A Buyer's Guide to Moorcroft Pottery

A Buyer's Guide to Moorcroft Pottery

31st August 2022

When it comes to ceramics, there are few names more recognised than Moorcroft.  With their colourful distinctive style and reputation for quality, Moorcroft pottery has been one of the leading names in British 20th Century design, and the company is still going strong, with the Queen regularly taking new designs into the Royal Collection.

A brief history

William Moorcroft was born in Burslem, Staffordshire in 1872, the son of a china painter.  William graduated from what is now the Royal School of Art and then in 1897 went to work for James Macintyre & Co where his talent for design was soon recognised and he was put in charge of the company’s art pottery studio.

His art nouveau-influenced Florian Ware, made using a raised slip technique called tube-lining, were all hand-signed by him and won him a gold medal at the St. Louis International Exhibition in 1904. High end stores such as Harrods, Liberty of London Tiffany & Co NY soon took notice of the soaring popularity of his pieces and were eager to stock them. These early pieces are very highly prized and consistently fetch notable prices at auction.

Inevitably, it wasn’t long before William decided to set up his own studio and in 1913, moved production of his art pottery to a factory in Sandbach Rd, Burslem where it still is today.

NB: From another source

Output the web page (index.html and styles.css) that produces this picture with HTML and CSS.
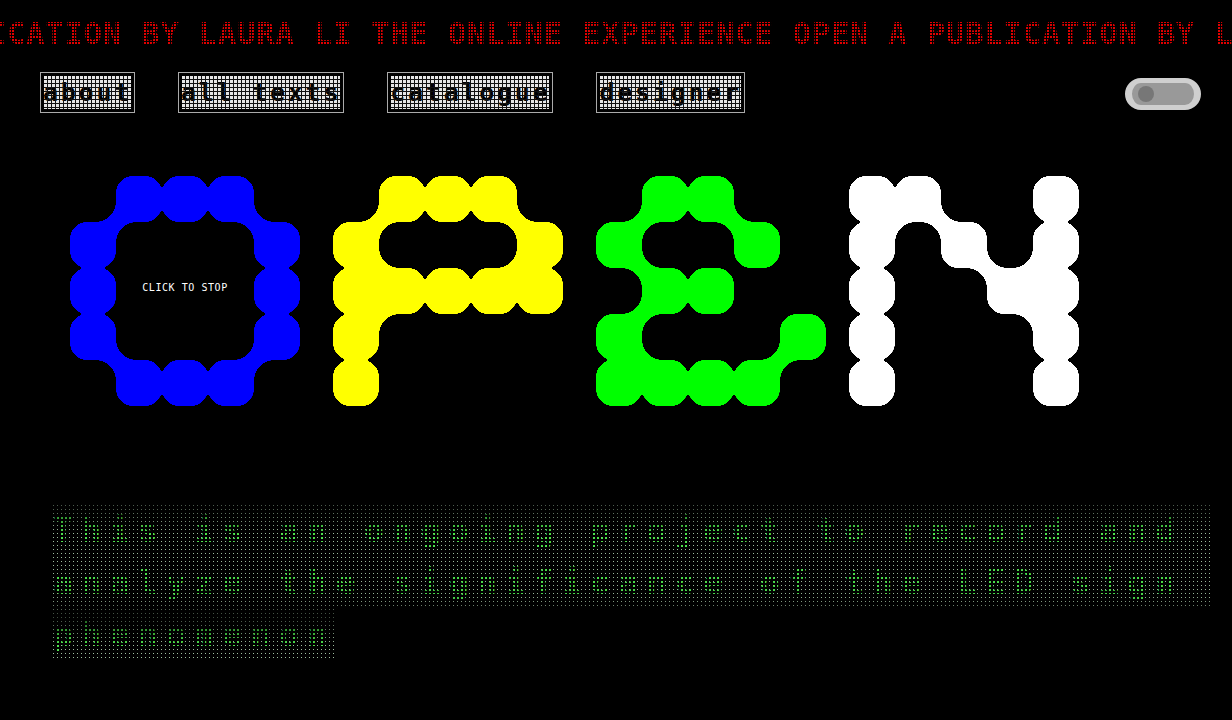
FILE: index.html
```html
<!DOCTYPE html>
<html lang="en">
<head>
    <meta charset="UTF-8">
    <meta name="viewport" content="width=device-width, initial-scale=1.0">
    <title>Open</title>
    <link rel="stylesheet" href="styles.css">
</head>
<body>
    <!-- rounds off the dots so they melt together a little -->
    <svg class="defs" width="0" height="0" aria-hidden="true">
        <filter id="melt" color-interpolation-filters="sRGB">
            <feGaussianBlur stdDeviation="1.5"/>
            <feColorMatrix values="1 0 0 0 0  0 1 0 0 0  0 0 1 0 0  0 0 0 20 -9.5"/>
        </filter>
    </svg>

    <div class="ticker">
        <div class="ticker-text">OPEN A PUBLICATION BY LAURA LI THE ONLINE EXPERIENCE OPEN A PUBLICATION BY LAURA LI THE ONLINE EXPERIENCE</div>
    </div>

    <header class="topbar">
        <nav class="nav">
            <a class="nav-link" href="#"><span class="nav-text">about</span></a>
            <a class="nav-link" href="#"><span class="nav-text">all texts</span></a>
            <a class="nav-link" href="#"><span class="nav-text">catalogue</span></a>
            <a class="nav-link" href="#"><span class="nav-text">designer</span></a>
        </nav>
        <div class="toggle"><div class="knob"></div></div>
    </header>

    <main>
        <div class="sign">
            <!-- O -->
            <div class="letter blue" role="img" aria-label="O">
                <div class="dots">
                    <i></i><i class="on dl"></i><i class="on"></i><i class="on dr"></i><i></i>
                    <i class="on"></i><i></i><i></i><i></i><i class="on"></i>
                    <i class="on"></i><i></i><i></i><i></i><i class="on"></i>
                    <i class="on dr"></i><i></i><i></i><i></i><i class="on dl"></i>
                    <i></i><i class="on"></i><i class="on"></i><i class="on"></i><i></i>
                </div>
                <div class="stop-label">CLICK TO STOP</div>
            </div>
            <!-- P -->
            <div class="letter yellow" role="img" aria-label="P">
                <div class="dots">
                    <i></i><i class="on dl"></i><i class="on"></i><i class="on dr"></i><i></i>
                    <i class="on dr"></i><i></i><i></i><i></i><i class="on dl"></i>
                    <i class="on sq-tr sq-br"></i><i class="on dl"></i><i class="on"></i><i class="on"></i><i class="on sq-tl"></i>
                    <i class="on"></i><i></i><i></i><i></i><i></i>
                    <i class="on"></i><i></i><i></i><i></i><i></i>
                </div>
            </div>
            <!-- E -->
            <div class="letter green" role="img" aria-label="E">
                <div class="dots">
                    <i></i><i class="on dl"></i><i class="on dr"></i><i></i><i></i>
                    <i class="on dr"></i><i></i><i></i><i class="on"></i><i></i>
                    <i></i><i class="on dl"></i><i class="on"></i><i></i><i></i>
                    <i class="on dr"></i><i></i><i></i><i></i><i class="on dl"></i>
                    <i class="on sq-tr"></i><i class="on"></i><i class="on"></i><i class="on"></i><i></i>
                </div>
            </div>
            <!-- N -->
            <div class="letter white letter-n" role="img" aria-label="N">
                <div class="dots">
                    <i class="on sq-br"></i><i class="on dl dr"></i><i></i><i></i><i class="on"></i>
                    <i class="on"></i><i></i><i class="on dr"></i><i></i><i class="on dl"></i>
                    <i class="on"></i><i></i><i></i><i class="on dr"></i><i class="on sq-tl sq-bl"></i>
                    <i class="on"></i><i></i><i></i><i></i><i class="on"></i>
                    <i class="on"></i><i></i><i></i><i></i><i class="on"></i>
                </div>
            </div>
        </div>

        <p class="intro"><span class="intro-text">This is an ongoing project to record and analyze the significance of the LED sign phenomenon</span></p>
    </main>
</body>
</html>
```

FILE: styles.css
```css
* {
    margin: 0;
    padding: 0;
    box-sizing: border-box;
}

body {
    width: 1232px;
    height: 720px;
    overflow: hidden;
    background: #000;
    font-family: 'DejaVu Sans Mono', monospace;
}

.defs {
    display: block;
    height: 0;
}

/* red led ticker */
.ticker {
    position: relative;
    height: 72px;
    padding-top: 18px;
    overflow: hidden;
}

.ticker-text {
    margin-left: -223px;
    font-size: 30px;
    font-weight: bold;
    line-height: 32px;
    letter-spacing: 1.1px;
    white-space: nowrap;
    color: #e00000;
}

.ticker::after {
    content: "";
    position: absolute;
    inset: 0;
    background:
        linear-gradient(to right, transparent 2px, #000 2px) 0 0 / 3px 3px,
        linear-gradient(to bottom, transparent 2px, #000 2px) 0 0 / 3px 3px;
}

/* nav */
.topbar {
    display: flex;
    justify-content: space-between;
    align-items: flex-start;
    padding: 0 31px 0 40px;
}

.nav {
    display: flex;
    gap: 43px;
}

.nav-link {
    display: block;
    height: 41px;
    padding: 2px;
    border: 1px solid #aaa;
    background: #000;
    color: #000;
    text-decoration: none;
}

.nav-text {
    position: relative;
    display: block;
    height: 35px;
    font-size: 25px;
    font-weight: bold;
    line-height: 36px;
    letter-spacing: 2.75px;
    white-space: pre;
    background: #e6e6e6;
    overflow: hidden;
}

.nav-text::after {
    content: "";
    position: absolute;
    inset: 0;
    border: 1px solid #000;
    background:
        linear-gradient(to right, transparent 3px, #111 3px) 0 0 / 4px 4px,
        linear-gradient(to bottom, transparent 3px, #111 3px) 0 0 / 4px 4px;
}

.toggle {
    width: 76px;
    height: 32px;
    margin-top: 6px;
    display: flex;
    align-items: center;
    padding-left: 6px;
    border: solid #cfcfcf;
    border-width: 5px 7px;
    border-radius: 16px;
    background: #999;
}

.knob {
    width: 16px;
    height: 16px;
    border-radius: 50%;
    background: #777;
}

/* big sign */
.sign {
    display: flex;
    gap: 33px;
    margin: 63px 0 0 70px;
}

.letter {
    display: grid;
}

.letter-n {
    margin-left: -10px;
}

.blue { color: #0000ff; }
.yellow { color: #ffff00; }
.green { color: #00ff00; }
.white { color: #fff; }

.dots {
    grid-area: 1 / 1;
    display: grid;
    grid-template-columns: repeat(5, 46px);
    grid-template-rows: repeat(5, 46px);
    filter: url(#melt);
}

.on {
    position: relative;
    background: currentColor;
    border-radius: 17px;
}

/* corners that face a join must stay full */
.on.sq-tl { border-top-left-radius: 0; }
.on.sq-tr { border-top-right-radius: 0; }
.on.sq-bl { border-bottom-left-radius: 0; }
.on.sq-br { border-bottom-right-radius: 0; }

/* joins two dots that only touch at a corner */
.dl::before,
.dr::after {
    content: "";
    position: absolute;
    top: calc(100% - 20px);
    width: 40px;
    height: 40px;
}

.dl::before {
    left: -20px;
    background:
        radial-gradient(circle at 0 0, transparent 19.6px, currentColor 20px) 0 0 / 20px 40px no-repeat,
        radial-gradient(circle at 100% 100%, transparent 19.6px, currentColor 20px) 100% 0 / 20px 40px no-repeat;
}

.dr::after {
    right: -20px;
    background:
        radial-gradient(circle at 0 100%, transparent 19.6px, currentColor 20px) 0 0 / 20px 40px no-repeat,
        radial-gradient(circle at 100% 0, transparent 19.6px, currentColor 20px) 100% 0 / 20px 40px no-repeat;
}

.stop-label {
    grid-area: 1 / 1;
    place-self: center;
    margin-bottom: 8px;
    font-size: 10px;
    letter-spacing: 0.55px;
    white-space: nowrap;
    color: #fff;
}

/* green led paragraph */
.intro {
    position: relative;
    width: 1170px;
    margin: 99px 0 0 53px;
    font-size: 33px;
    font-weight: bold;
    line-height: 52px;
    letter-spacing: 8.4px;
    white-space: pre-wrap;
    color: #50f050;
}

.intro-text {
    padding: 7px 0;
    background:
        linear-gradient(to bottom, transparent 1px, #000 1px) 1px 1px / 4px 4px fixed,
        linear-gradient(to right, #a8c8a8 1px, #000 1px) 1px 1px / 4px 4px fixed;
}

.intro::after {
    content: "";
    position: absolute;
    inset: -4px -20px -4px -4px;
    background:
        linear-gradient(to right, transparent 2px, #000 2px) 1px 1px / 4px 4px fixed,
        linear-gradient(to bottom, transparent 2px, #000 2px) 1px 1px / 4px 4px fixed,
        linear-gradient(to bottom, rgba(0,0,0,.55) 4%, rgba(0,0,0,.05) 20%, rgba(0,0,0,.1) 58%, rgba(0,0,0,.65) 70%, rgba(0,0,0,.05) 88%);
}
```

Moorcroft’s reputation was further enhanced in 1928 when he was appointed ‘Potters to H. M. The Queen’.

In 1945, William died and the business was taken over by his son Walter. It was Walter who introduced exotic flowers and more vibrant colours into the designs.

Since 1986 other illustrious designers have taken the helm, notably Sally Tuffin, whose designs included animals, birds and geometric patterns, Rachel Bishop, Emma Bosson and Nicola Slaney.

What is my Moorcroft worth?

Prices for Moorcroft pottery range from a few pounds for a piece of Powder Blue (the tableware used in Liberty’s café between 1913 and 1963) to several thousand pounds for the rarer and more unusual pieces with the Walter and William designs particularly sought after. Items with silver and pewter mounts and miniature pieces are also in demand and command a premium.

How do I identify Moorcroft pottery?

Over the years a number of potters have attempted to imitate Moorcroft’s style.  Fortunately, Moorcroft pieces are marked on the base and these mix of date markings, backstamp markings and paper labels help considerably in authenticating the piece as well as identifying the approximate date and the artist.

However, be aware that if you find a silver stripe through a WM monogram, it often means the piece is a second quality item or that it’s imperfect. These pieces have been sold originally at a discounted rate through the factory shop.

Moorcroft Year Cypher Markings:

In 1990, Moorcroft added year cyphers to the base of their pottery pieces. These are often symbols or designs to help identity the year the piece was made.